Q. From. whom did you understand that $100,000 was needed?—A. Well, sir, I understood it at the stock meeting.
Q. Was it stated in the stock meeting?—A. It was stated by members in the crowd.
Q. To whom did you pay it?—A. I paid it to the secretary and treasurer. Mr. Blair was one of the gentlemen.
Q. Did they represent to you that it was necessary to pay that large sum?—A. They told me that was what my share amounted to, and it was necessary to raise that amount.
Q. One hundred thousand dollars would have been enough to pay the Cherokees for a year?—A. Yes, sir; that was what I understood.
Q. This money was raised at the stock meeting before they went down to obtain the lease, was it not?—A. No, sir; it was at the time the lease took effect. We were notified that at such a time the lease would take effect, and we were expected to come up and make our settlement. After the lease was obtained we came up and completed our arrangement.
Q. They said that $100,000 was required to set the mill agoing?—A. Yes, sir; so I understood it.
Q. Fifty thousand dollars for expenses and $50,000 for the Cherokees?—A. Yes, sir.
Q. Did you learn what was the account of expenses?—A. I did not ask such a question.
Q. Did you never stop to inquire whether lawyers were as expensive as that down there?—A. No, sir.
Q. You considered it a good thing?—A. Yes, sir; we were glad to get it at that rate.
Q. Have any number of the lessees sold out to other parties?—A. Some have.
Q. Did they sacrifice their interest, or get an advance?—A. Most of them had an advance, I think.
Q. How much advance did you get?—A. I got over and above what I paid some $800.
Q. When did you-sell yours?—A. I sold mine some 12 months after I obtained it.
Q. Have you any interest there now?—A. No, sir.

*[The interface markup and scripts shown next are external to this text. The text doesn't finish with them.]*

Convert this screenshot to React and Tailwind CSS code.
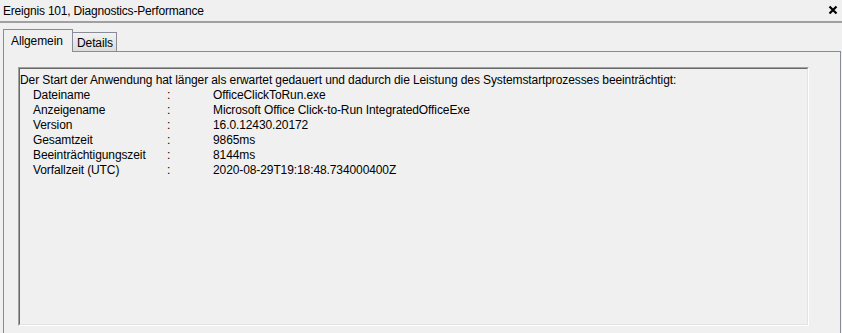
import React from "react";

const rows = [
  ["Dateiname", "OfficeClickToRun.exe"],
  ["Anzeigename", "Microsoft Office Click-to-Run IntegratedOfficeExe"],
  ["Version", "16.0.12430.20172"],
  ["Gesamtzeit", "9865ms"],
  ["Beeinträchtigungszeit", "8144ms"],
  ["Vorfallzeit (UTC)", "2020-08-29T19:18:48.734000400Z"],
];

const App = () => {
  return (
    <div className="w-[842px] h-[333px] overflow-hidden bg-[#f0f0f0] text-[12px] tracking-[-0.1px] text-black font-['Liberation_Sans',sans-serif]">
      {/* title bar */}
      <div className="h-[23px] flex items-start justify-between pl-[3px] pr-[3px] pt-[4px] border-b-2 border-[#a0a0a0]">
        <span className="leading-[15px] tracking-[-0.2px]">Ereignis 101, Diagnostics-Performance</span>
        <svg width="10" height="10" viewBox="0 0 10 10" className="mt-[1px] mr-[1px]">
          <path d="M1.5 1.5 L8.5 8.5 M8.5 1.5 L1.5 8.5" stroke="#000" strokeWidth="2.2" />
        </svg>
      </div>

      {/* tabs */}
      <div className="flex items-end pl-[3px] pt-[6px]">
        <div className="relative z-10 -mb-px h-[23px] w-[70px] border border-b-0 border-[#898c95] bg-[#f0f0f0] pl-[7px] pt-[1px] leading-[20px]">
          Allgemein
        </div>
        <div className="h-[19px] w-[44px] border border-l-0 border-b-0 border-[#898c95] bg-gradient-to-b from-[#f2f2f2] to-[#dcdcdc] px-[4px] pt-[1px] leading-[18px]">
          Details
        </div>
      </div>

      {/* tab panel */}
      <div className="ml-[3px] w-[838px] h-[300px] border border-[#898c95] pl-[14px] pt-[15px]">
        <div className="w-[791px] h-[259px] border-t border-l border-r border-b border-t-[#a0a0a0] border-l-[#a0a0a0] border-r-white border-b-white">
          <div className="h-full border-t border-l border-r border-b border-t-[#696969] border-l-[#696969] border-r-[#e3e3e3] border-b-[#e3e3e3] pt-[4px] leading-[15px]">
            <div>
              Der Start der Anwendung hat länger als erwartet gedauert und dadurch die Leistung des Systemstartprozesses beeinträchtigt:
            </div>
            {rows.map(([label, value]) => (
              <div key={label} className="flex pl-[13px]">
                <span className="w-[134px]">{label}</span>
                <span className="w-[46px]">:</span>
                <span>{value}</span>
              </div>
            ))}
          </div>
        </div>
      </div>
    </div>
  );
};

export default App;
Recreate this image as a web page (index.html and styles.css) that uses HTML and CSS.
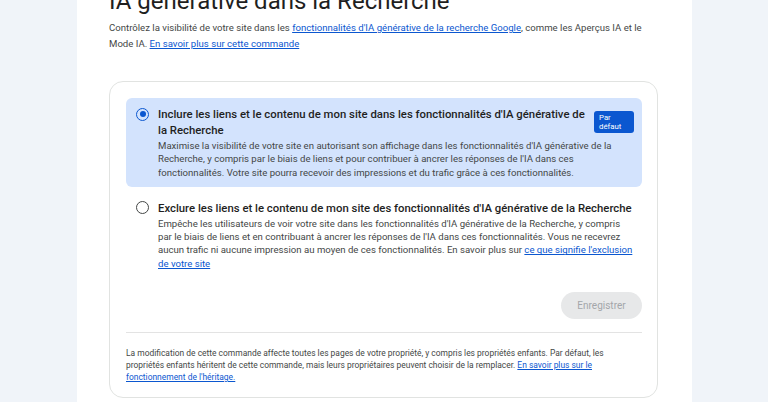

Q. You sold out the Berry Brothers lease. To whom did you sell it?—A. To the firm of Carrollton, Van Auskirk & Couch.
Q. Where did they live?—A. They lived in the Territory. Carrollton is the leader of this Oklahoma Company.
Q. They are citizens of Kansas?—A. Yes, sir.
Q. Did each of you get $800 in advance of what you had paid for your lease?—A. No, sir; all three of us got about $800.
Q. Had you made any payment?—A. We made a payment. The lease appears as ours yet. It has not been transferred on the books of the company, but we sold it.
Q. Did you make both payments in advance?—A. Yes, sir; we made two payments in advance, and then we sold out.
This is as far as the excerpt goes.